Artist’s Statement
eggs that never come homes
the title eggs that never come home is from a
series I had done called songs of the bedwetters which is a series of visual
poems. In likeness to that series these artworks are visual poems. This poem
follows a story about a father who works tirelessly to put food on his families
table, but is too tired of being a man. I want to show this mirror image of a
chicken and worker being the same, both existing to make things work for their
survival, but at the same time feeling hopeless.
Poem:
ZULU POEM:
ubaba
uyeza ekhaya namaqanda ayabuya.
lolu
suku luzovalwa kodwa ubaba uzofika.
umama
uthe uzofika emini noma mhlawumbe
kusebusuku
kodwa ubuthongo bufike ngokushesha.
ubaba
wathi uzoza.
usuku
lomile nezicathulo zesikole ziyabila namanzi
avela
emehlweni akhe aphelile futhi omile.
wakhombisa
ngaphandle kwamaqanda kodwa
wazibeka
ngephunga elaphula ilanga futhi.
kodwa
ubaba wami noma ubaba nje,
noma
yimuphi ubaba uzofika
English TRANSLATION:
dad comes home
and the eggs come back.
this day will be
done but my father will come.
Mother said he would
come at noon or maybe…
it is still
night, and sleep comes quickly.
, but my father
said he would come.
the day is dry
and the school shoes are boiling with water
from his empty
and dry eyes.
showed without
eggs yet
he put himself
in a scent that broke the sun again.
but will my
father or just my father, or
any father will come
Biography:
Keneiloe-mpho Mazibuko or more casually known as Mpho, is a young black upcoming South African artist.
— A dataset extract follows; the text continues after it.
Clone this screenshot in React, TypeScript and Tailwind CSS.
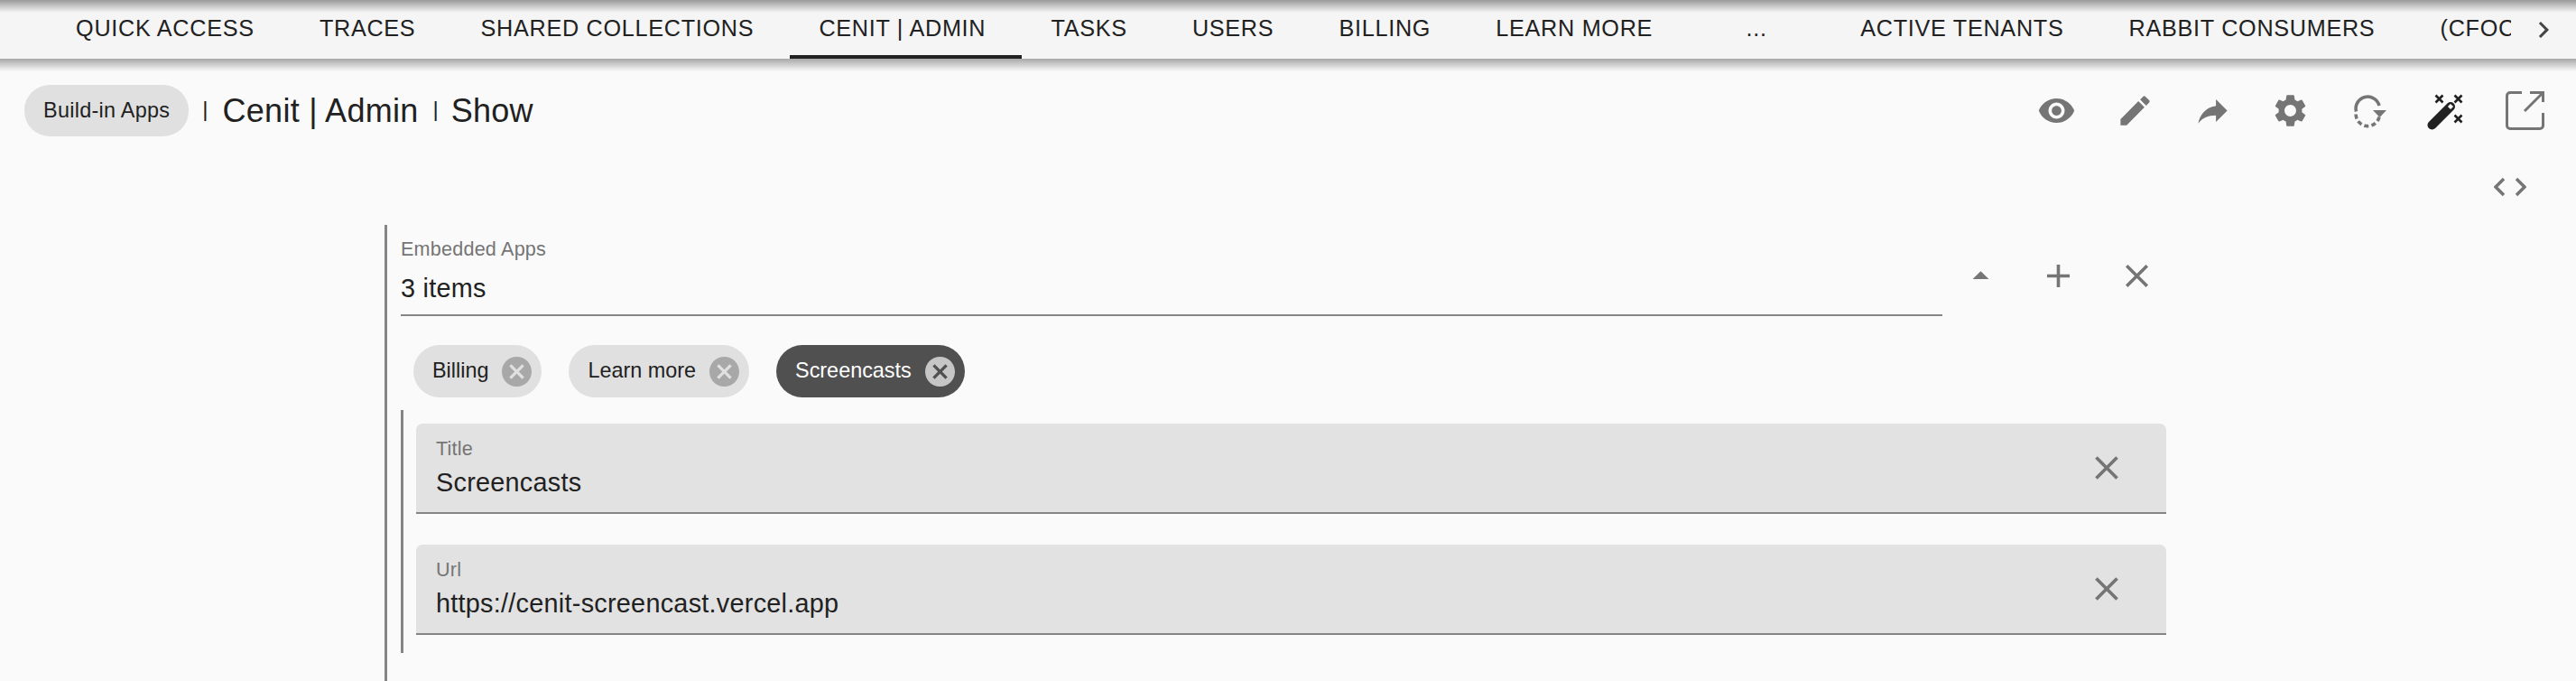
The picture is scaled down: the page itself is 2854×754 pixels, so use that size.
import React from "react";

const font = "font-['Liberation_Sans',Arial,sans-serif]";

const tabs: { t: string; active?: boolean; wide?: boolean }[] = [
  { t: "QUICK ACCESS" },
  { t: "TRACES" },
  { t: "SHARED COLLECTIONS" },
  { t: "CENIT | ADMIN", active: true },
  { t: "TASKS" },
  { t: "USERS" },
  { t: "BILLING" },
  { t: "LEARN MORE" },
  { t: "...", wide: true },
  { t: "ACTIVE TENANTS" },
  { t: "RABBIT CONSUMERS" },
  { t: "(CFOCUS)" },
];

function Ic({ d, size = 43, color = "#757575" }: { d: string; size?: number; color?: string }) {
  return (
    <svg width={size} height={size} viewBox="0 0 24 24" fill={color} className="shrink-0">
      <path d={d} />
    </svg>
  );
}

const CLOSE = "M19 6.41 17.59 5 12 10.59 6.41 5 5 6.41 10.59 12 5 17.59 6.41 19 12 13.41 17.59 19 19 17.59 13.41 12z";

function Chip({ label, active }: { label: string; active?: boolean }) {
  return (
    <div className={`flex h-[58px] items-center rounded-[29px] pl-[21px] pr-[11px] ${active ? "bg-[#505050] text-white" : "bg-[#e0e0e0] text-[#212121]"}`}>
      <span className="text-[23.4px] leading-none">{label}</span>
      <svg width="33" height="33" viewBox="2 2 20 20" className="ml-[15px] shrink-0" fill={active ? "#c6c6c6" : "#a8a8a8"}>
        <path d="M12 2C6.47 2 2 6.47 2 12s4.47 10 10 10 10-4.47 10-10S17.53 2 12 2zm5 13.59L15.59 17 12 13.41 8.41 17 7 15.59 10.59 12 7 8.41 8.41 7 12 10.59 15.59 7 17 8.41 13.41 12 17 15.59z" />
      </svg>
    </div>
  );
}

function Field({ label, value }: { label: string; value: string }) {
  return (
    <div className="flex h-[100px] items-center rounded-t-[7px] border-b-2 border-[#858585] bg-[#e2e2e2] pl-[22px] pr-[44px]">
      <div className="flex-1">
        <div className="text-[21.6px] leading-[24px] tracking-[0.2px] text-[#757575]">{label}</div>
        <div className="mt-[8px] text-[28.8px] leading-[34px] tracking-[0.27px] text-[#212121]">{value}</div>
      </div>
      <Ic d={CLOSE} size={44} />
    </div>
  );
}

function RefreshIcon() {
  return (
    <svg width="43" height="43" viewBox="0 0 43 43" fill="none" className="shrink-0">
      <path d="M7.5 22.5A13 13 0 0 1 33 16" stroke="#757575" strokeWidth="3.6" />
      <path d="M33 28.5A13 13 0 0 1 7.5 22.5" stroke="#757575" strokeWidth="3.6" strokeDasharray="5 3.2" />
      <path d="M26 21h15l-7.5 8z" fill="#757575" />
    </svg>
  );
}

function WandIcon() {
  return (
    <svg width="43" height="43" viewBox="0 0 43 43" fill="none" className="shrink-0">
      <path d="M5.5 37.5 26 17" stroke="#212121" strokeWidth="10" strokeLinecap="round" />
      <path d="M24.5 18.5 27.5 15.5" stroke="#fafafa" strokeWidth="4.5" />
      <g stroke="#212121" strokeWidth="2.6">
        <path d="M9.5 4.5l8 8m0-8-8 8" />
        <path d="M30.5 4.5l8 8m0-8-8 8" />
        <path d="M30.5 26.5l8 8m0-8-8 8" />
      </g>
    </svg>
  );
}

function OpenIcon() {
  return (
    <svg width="43" height="43" viewBox="0 0 43 43" fill="none" stroke="#757575" strokeWidth="3" className="shrink-0">
      <path d="M18 1.5H5A3.5 3.5 0 0 0 1.500 5v33A3.500 3.500 0 0 0 5 41.500h33a3.500 3.500 0 0 0 3.500-3.500V24" />
      <path d="M27 1.500h14.500V12M41 2 21 22" />
    </svg>
  );
}

export default function App() {
  return (
    <div className={`${font} h-[754px] w-[2854px] overflow-hidden bg-[#fafafa]`}>
      <header className="relative flex h-[65px] items-stretch overflow-hidden bg-[#f5f5f5]">
        <div className="pointer-events-none absolute inset-x-0 top-0 h-[14px] bg-gradient-to-b from-[#9a9a9a] to-transparent" />
        <div className="flex min-w-0 flex-1 overflow-hidden pl-[48px]">
          {tabs.map(({ t, active, wide }) => (
            <div
              key={t}
              className={`relative flex shrink-0 items-center justify-center pb-[2px] text-[25.2px] tracking-[0.72px] text-[#212121] ${wide ? "w-[158px]" : "px-[36.100px]"}`}
            >
              {t}
              {active && <span className="absolute bottom-0 left-[4px] right-[-4px] h-[4px] bg-[#212121]" />}
            </div>
          ))}
        </div>
        <div className="flex w-[72px] shrink-0 items-center justify-center">
          <Ic d="M10 6 8.590 7.410 13.170 12l-4.580 4.590L10 18l6-6z" size={36} color="#444" />
        </div>
      </header>
      <div className="h-[14px] bg-gradient-to-b from-[#a8a8a8] to-[#fafafa]" />

      <div className="mt-[15px] flex h-[57px] items-center justify-between pl-[27px] pr-[35.500px]">
        <div className="flex items-center">
          <div className="flex h-[57px] items-center rounded-[28px] bg-[#e0e0e0] px-[21px] text-[23.4px] tracking-[0.29px] text-[#212121]">Build-in Apps</div>
          <span className="mb-[4px] ml-[15px] text-[24px] text-[#212121]">|</span>
          <span className="ml-[16px] text-[36px] tracking-[0.27px] text-[#212121]">Cenit | Admin</span>
          <span className="mb-[4px] ml-[16px] text-[24px] text-[#212121]">|</span>
          <span className="ml-[14px] text-[36px] tracking-[0.27px] text-[#212121]">Show</span>
        </div>
        <div className="flex items-center gap-[43.400px]">
          <Ic d="M12 4.500C7 4.500 2.730 7.610 1 12c1.730 4.390 6 7.500 11 7.500s9.270-3.110 11-7.500c-1.730-4.390-6-7.500-11-7.500zM12 17c-2.760 0-5-2.240-5-5s2.240-5 5-5 5 2.240 5 5-2.240 5-5 5zm0-8c-1.660 0-3 1.340-3 3s1.340 3 3 3 3-1.340 3-3-1.340-3-3-3z" />
          <Ic d="M3 17.250V21h3.750L17.810 9.940l-3.750-3.750L3 17.250zM20.710 7.040c.39-.39.39-1.020 0-1.410l-2.340-2.340c-.39-.39-1.020-.39-1.410 0l-1.830 1.830 3.750 3.750 1.830-1.830z" />
          <Ic d="M14 9V5l7 7-7 7v-4.100c-5 0-8.500 1.600-11 5.100 1-5 4-10 11-11z" />
          <Ic d="M19.140 12.940c.04-.3.06-.61.06-.94 0-.32-.02-.64-.07-.94l2.030-1.580c.18-.14.23-.41.12-.61l-1.920-3.320c-.12-.22-.37-.29-.59-.22l-2.390.96c-.5-.38-1.030-.7-1.620-.94l-.36-2.540c-.04-.24-.24-.41-.48-.41h-3.840c-.24 0-.43.17-.47.41l-.36 2.540c-.59.24-1.130.57-1.620.94l-2.390-.96c-.22-.08-.47 0-.59.22L2.740 8.870c-.12.21-.08.47.12.61l2.030 1.580c-.05.3-.09.63-.09.94s.02.64.07.94l-2.030 1.580c-.18.14-.23.41-.12.61l1.920 3.320c.12.22.37.29.59.22l2.390-.96c.5.38 1.030.7 1.620.94l.36 2.540c.05.24.24.41.48.41h3.840c.24 0 .44-.17.47-.41l.36-2.540c.59-.24 1.130-.56 1.620-.94l2.390.96c.22.08.47 0 .59-.22l1.920-3.320c.12-.22.07-.47-.12-.61l-2.010-1.580zM12 15.600c-1.980 0-3.600-1.620-3.600-3.600s1.620-3.600 3.600-3.600 3.600 1.620 3.600 3.600-1.620 3.600-3.600 3.600z" />
          <RefreshIcon />
          <WandIcon />
          <OpenIcon />
        </div>
      </div>

      <div className="mt-[45px] flex justify-end pr-[55px]">
        <svg width="36" height="22" viewBox="0 0 36 22" fill="none" stroke="#757575" strokeWidth="3.500" className="shrink-0">
          <path d="M11 2 2 11l9 9M25 2l9 9-9 9" />
        </svg>
      </div>

      <div className="ml-[426px] mr-[454px] mt-[31px] h-[600px] border-l-[3px] border-[#858585] pl-[15px]">
        <div className="flex items-start">
          <div className="w-[1708px] shrink-0 border-b-2 border-[#858585] pb-[12px] pt-[15px]">
            <div className="text-[21.6px] leading-[24px] tracking-[0.2px] text-[#757575]">Embedded Apps</div>
            <div className="mt-[14px] text-[28.8px] leading-[34px] tracking-[0.27px] text-[#212121]">3 items</div>
          </div>
          <div className="ml-[21px] mt-[35px] flex items-center gap-[43.400px]">
            <Ic d="m7 14 5-5 5 5z" />
            <Ic d="M19 13h-6v6h-2v-6H5v-2h6V5h2v6h6v2z" />
            <Ic d={CLOSE} />
          </div>
        </div>
        <div className="mt-[32px] flex gap-[30px] pl-[14px]">
          <Chip label="Billing" />
          <Chip label="Learn more" />
          <Chip label="Screencasts" active />
        </div>
        <div className="mt-[14px] flex flex-col gap-[34px] border-l-[3px] border-[#858585] pb-[20px] pl-[14px] pt-[15px]">
          <Field label="Title" value="Screencasts" />
          <Field label="Url" value="https://cenit-screencast.vercel.app" />
        </div>
      </div>
    </div>
  );
}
Born in Soweto, however, moved to then grow up in Johannesburg South, Rosettenvile. Her passion for storytelling and art, began when she explored writing on online forums as a child and taught herself to draw, sculpt and paint. This passion for art only began to manifest as she pursued art in high school and university. Mpho has recently graduated with an honour in Visual Arts at The University of Johannesburg Auckland Park. Currently, she is working as a graphics designer while managing her budding art career. Her work centers around the idea of storytelling and capturing narratives. Due to her living between her families’ informal settlements, her own neighbourhood in Turffontien and Rosettenville as well as Soweto where her extended family resides, she interviews family members, friends, neighbours, and people she sees on a daily to capture their stories and allow people to explain where they came from and what they experience. Her immersive ways of capturing stories that do not have a chance to explain or share are one of the defining factors in the work. She presents an almost poetic story that exists in the discarded materials she uses, she doesn’t what to present or tell a story that the subject is uncomfortable with, she rather uses what they want you to see as means to define their experiences.